Крынка молока в хате под Толочином

История одного стихотворения С большим интересом прочитал в "СБ" за 19 ноября 2003 года рассказ Л.
История одного стихотворения

С большим интересом прочитал в "СБ" за 19 ноября 2003 года рассказ Л.Селицкой о фронтовой медсестре Маше Рудик. Есть там небольшой эпизод о том, как к фронтовикам 32-й армии приехала агитбригада, в составе которой был Константин Симонов. Поэт читал свои стихи "Жди меня", "Убей его!", "Ты помнишь, Алеша, дороги Смоленщины...", а потом выслал их медсестре.

Хочу поведать историю написания одного из них - "Ты помнишь, Алеша..." -тем более что события, описываемые в нем, происходили в наших белорусских местах.

Кому из нас не знакомы чеканные строки поэта, обращенные к своему фронтовому товарищу Алексею Суркову!

Ты помнишь, Алеша, дороги Смоленщины,

Как шли бесконечные злые дожди,

Как крынки несли нам усталые женщины,

Прижав, как детей, от дождя их к груди...

Перечитывая лирику, задержался на словах: "Ты помнишь, Алеша, изба под Борисовом..." И как-то невзначай подумал: где бы это могло быть? Где услышал Константин Михайлович "по мертвому плачущий девичий крик", где видел он "седую старуху в салопчике плисовом"? Дорогу до Борисова знаю отлично, стал перебирать в памяти населенные пункты. Вариантов набралось немало, но наиболее вероятным показалась деревня Тростенка. Крайняя хата там - у самой дороги.

Обратился к двухтомнику Симонова "Разные дни войны". В предисловии автор замечает: "...Когда пишешь о таком серьезном деле, как война, фантазировать и брать факты с потолка как-то не тянет. Наоборот, всюду, где это позволяет твой собственный жизненный опыт, стараешься держаться поближе к тому, что видел на войне своими собственными глазами".
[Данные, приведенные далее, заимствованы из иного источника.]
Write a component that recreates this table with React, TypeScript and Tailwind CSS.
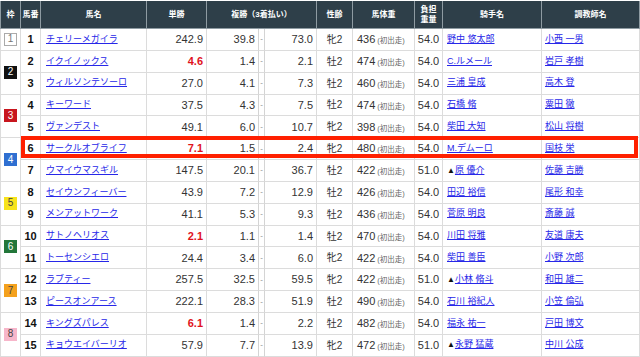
import type { ReactNode } from 'react'

interface Row {
  waku: number
  no: number
  name: string
  odds: string
  hot?: boolean
  pl: string
  ph: string
  sex: string
  wt: string
  kg: string
  jockey: string
  trainer: string
}

const rows: Row[] = [
  { waku: 1, no: 1, name: 'チェリーメガイラ', odds: '242.9', pl: '39.8', ph: '73.0', sex: '牝2', wt: '436', kg: '54.0', jockey: '野中 悠太郎', trainer: '小西 一男' },
  { waku: 2, no: 2, name: 'イクイノックス', odds: '4.6', hot: true, pl: '1.4', ph: '2.1', sex: '牡2', wt: '474', kg: '54.0', jockey: 'C.ルメール', trainer: '岩戸 孝樹' },
  { waku: 2, no: 3, name: 'ウィルソンテソーロ', odds: '27.0', pl: '4.1', ph: '7.3', sex: '牡2', wt: '460', kg: '54.0', jockey: '三浦 皇成', trainer: '高木 登' },
  { waku: 3, no: 4, name: 'キーワード', odds: '37.5', pl: '4.3', ph: '7.5', sex: '牡2', wt: '474', kg: '54.0', jockey: '石橋 脩', trainer: '粟田 徹' },
  { waku: 3, no: 5, name: 'ヴァンデスト', odds: '49.1', pl: '6.0', ph: '10.7', sex: '牝2', wt: '398', kg: '54.0', jockey: '柴田 大知', trainer: '松山 将樹' },
  { waku: 4, no: 6, name: 'サークルオブライフ', odds: '7.1', hot: true, pl: '1.5', ph: '2.4', sex: '牝2', wt: '480', kg: '54.0', jockey: 'M.デムーロ', trainer: '国枝 栄' },
  { waku: 4, no: 7, name: 'ウマイウマスギル', odds: '147.5', pl: '20.1', ph: '36.7', sex: '牡2', wt: '422', kg: '51.0', jockey: '▲原 優介', trainer: '佐藤 吉勝' },
  { waku: 5, no: 8, name: 'セイウンフィーバー', odds: '43.9', pl: '7.2', ph: '12.9', sex: '牡2', wt: '426', kg: '54.0', jockey: '田辺 裕信', trainer: '尾形 和幸' },
  { waku: 5, no: 9, name: 'メンアットワーク', odds: '41.1', pl: '5.3', ph: '9.3', sex: '牡2', wt: '436', kg: '54.0', jockey: '菅原 明良', trainer: '斎藤 誠' },
  { waku: 6, no: 10, name: 'サトノヘリオス', odds: '2.1', hot: true, pl: '1.1', ph: '1.4', sex: '牡2', wt: '470', kg: '54.0', jockey: '川田 将雅', trainer: '友道 康夫' },
  { waku: 6, no: 11, name: 'トーセンシエロ', odds: '24.4', pl: '3.4', ph: '6.0', sex: '牝2', wt: '422', kg: '54.0', jockey: '柴田 善臣', trainer: '小野 次郎' },
  { waku: 7, no: 12, name: 'ラブティー', odds: '257.5', pl: '32.5', ph: '59.5', sex: '牝2', wt: '422', kg: '51.0', jockey: '▲小林 脩斗', trainer: '和田 雄二' },
  { waku: 7, no: 13, name: 'ピースオンアース', odds: '222.1', pl: '28.3', ph: '51.9', sex: '牡2', wt: '490', kg: '54.0', jockey: '石川 裕紀人', trainer: '小笠 倫弘' },
  { waku: 8, no: 14, name: 'キングズパレス', odds: '6.1', hot: true, pl: '1.4', ph: '2.2', sex: '牡2', wt: '482', kg: '54.0', jockey: '福永 祐一', trainer: '戸田 博文' },
  { waku: 8, no: 15, name: 'キョウエイバーリオ', odds: '57.9', pl: '7.7', ph: '13.9', sex: '牝2', wt: '472', kg: '51.0', jockey: '▲永野 猛蔵', trainer: '中川 公成' },
]

const wakuStyle: Record<number, string> = {
  1: 'bg-white border border-[#aaa] text-[#777]',
  2: 'bg-[#111] text-white',
  3: 'bg-[#c8161e] text-white',
  4: 'bg-[#2f6fd1] text-white',
  5: 'bg-[#f7e31c] text-[#444]',
  6: 'bg-[#23773a] text-white',
  7: 'bg-[#f4a11d] text-[#444]',
  8: 'bg-[#f7b6ca] text-[#444]',
}

const td = 'border-b border-r border-[#dcdcdc] p-0'
const th = 'border-r border-b border-[#8e9ba2] bg-[#2e3f49] p-0 text-center text-[8px] font-bold leading-[10px] text-white'

function Link({ children }: { children: ReactNode }) {
  return <span className="text-[#2727e8] underline decoration-[#2727e8] underline-offset-[1px]">{children}</span>
}

function Person({ value }: { value: string }) {
  if (value.startsWith('▲')) {
    return (
      <>
        <span className="text-[8px] text-[#111]">▲</span>
        <Link>{value.slice(1)}</Link>
      </>
    )
  }
  return <Link>{value}</Link>
}

export default function App() {
  return (
    <div className="relative h-[357px] w-[640px] overflow-hidden bg-white pt-px font-['Liberation_Sans','Noto_Sans_CJK_JP',sans-serif]">
      <table className="w-[640px] table-fixed border-separate border-spacing-0">
        <colgroup>
          <col className="w-[21px]" />
          <col className="w-[20px]" />
          <col className="w-[106px]" />
          <col className="w-[60px]" />
          <col className="w-[52px]" />
          <col className="w-[6px]" />
          <col className="w-[52px]" />
          <col className="w-[36px]" />
          <col className="w-[62px]" />
          <col className="w-[28px]" />
          <col className="w-[99px]" />
          <col className="w-[98px]" />
        </colgroup>
        <thead>
          <tr className="h-[28px]">
            <th className={`${th} border-l`}>枠</th>
            <th className={th}>馬番</th>
            <th className={th}>馬名</th>
            <th className={th}>単勝</th>
            <th className={th} colSpan={3}>複勝（3着払い）</th>
            <th className={th}>性齢</th>
            <th className={th}>馬体重</th>
            <th className={th}>負担<br />重量</th>
            <th className={th}>騎手名</th>
            <th className={th}>調教師名</th>
          </tr>
        </thead>
        <tbody>
          {rows.map((r) => {
            const first = r.waku === 1 || r.no % 2 === 0
            return (
              <tr key={r.no} className="h-[21.85px] text-[11px] text-[#333]">
                {first && (
                  <td className={`${td} border-l text-center`} rowSpan={r.waku === 1 ? 1 : 2}>
                    <span className={`mx-auto flex h-[13px] w-[13px] items-center justify-center text-[10px] leading-none ${wakuStyle[r.waku]}`}>
                      {r.waku}
                    </span>
                  </td>
                )}
                <td className={`${td} text-center font-bold text-[#111]`}>{r.no}</td>
                <td className={`${td} pl-[5px] text-[9px] whitespace-nowrap`}>
                  <Link>{r.name}</Link>
                </td>
                <td className={`${td} pr-[3px] text-right ${r.hot ? 'font-bold text-[#e0121c]' : ''}`}>{r.odds}</td>
                <td className={`${td} border-r-[#d4d4d4] border-r-dotted pr-[3px] text-right`}>{r.pl}</td>
                <td className={`${td} border-r-[#d4d4d4] border-r-dotted text-center text-[8px] text-[#888]`}>-</td>
                <td className={`${td} pr-[3px] text-right`}>{r.ph}</td>
                <td className={`${td} text-center text-[10px]`}>{r.sex}</td>
                <td className={`${td} pl-[4px] whitespace-nowrap`}>
                  {r.wt}
                  <span className="ml-[2px] text-[7.5px] text-[#666]">(初出走)</span>
                </td>
                <td className={`${td} text-center`}>{r.kg}</td>
                <td className={`${td} pl-[4px] text-[9px] whitespace-nowrap`}>
                  <Person value={r.jockey} />
                </td>
                <td className={`${td} pl-[3px] text-[9px] whitespace-nowrap`}>
                  <Link>{r.trainer}</Link>
                </td>
              </tr>
            )
          })}
        </tbody>
      </table>
      {/* highlight around horse no.6 */}
      <div className="pointer-events-none absolute left-[21px] top-[136px] h-[22px] w-[617px] border-4 border-[#ff2000]" />
    </div>
  )
}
Замечание настраивало на то, что в стихотворении использованы реальные факты, с которыми столкнулся военкор газеты Западного фронта "Красноармейская правда" Константин Симонов. Редакция газеты, в которой работал и Симонов, Сурков и другие известные литераторы, в первые дни войны находилась в Могилеве. Выполняя задание, К.Симонов мог проезжать через Толочин.

В первом томе книги "Разные дни войны" Константин Михайлович рассказывает, как они с Сурковым, возвращаясь из-под Борисова, проехав заминированный мост через реку Бобр, завернули в попутную деревеньку возле дороги и заглянули в избу.

"Изба была оклеена старыми газетами, на стенах висели какие-то рамочки и цветные вырезки из журналов. В правом углу была божница, а на широкой лавке сидел старик, одетый в белую рубашку и белые порты, - с седой бородой и кирпичной морщинистой шеей.

Бабка, маленькая старушка, с быстрыми движениями, усадила нас рядом со стариком на лавку и стала поить молоком. Сначала вытащила одну крынку, потом другую...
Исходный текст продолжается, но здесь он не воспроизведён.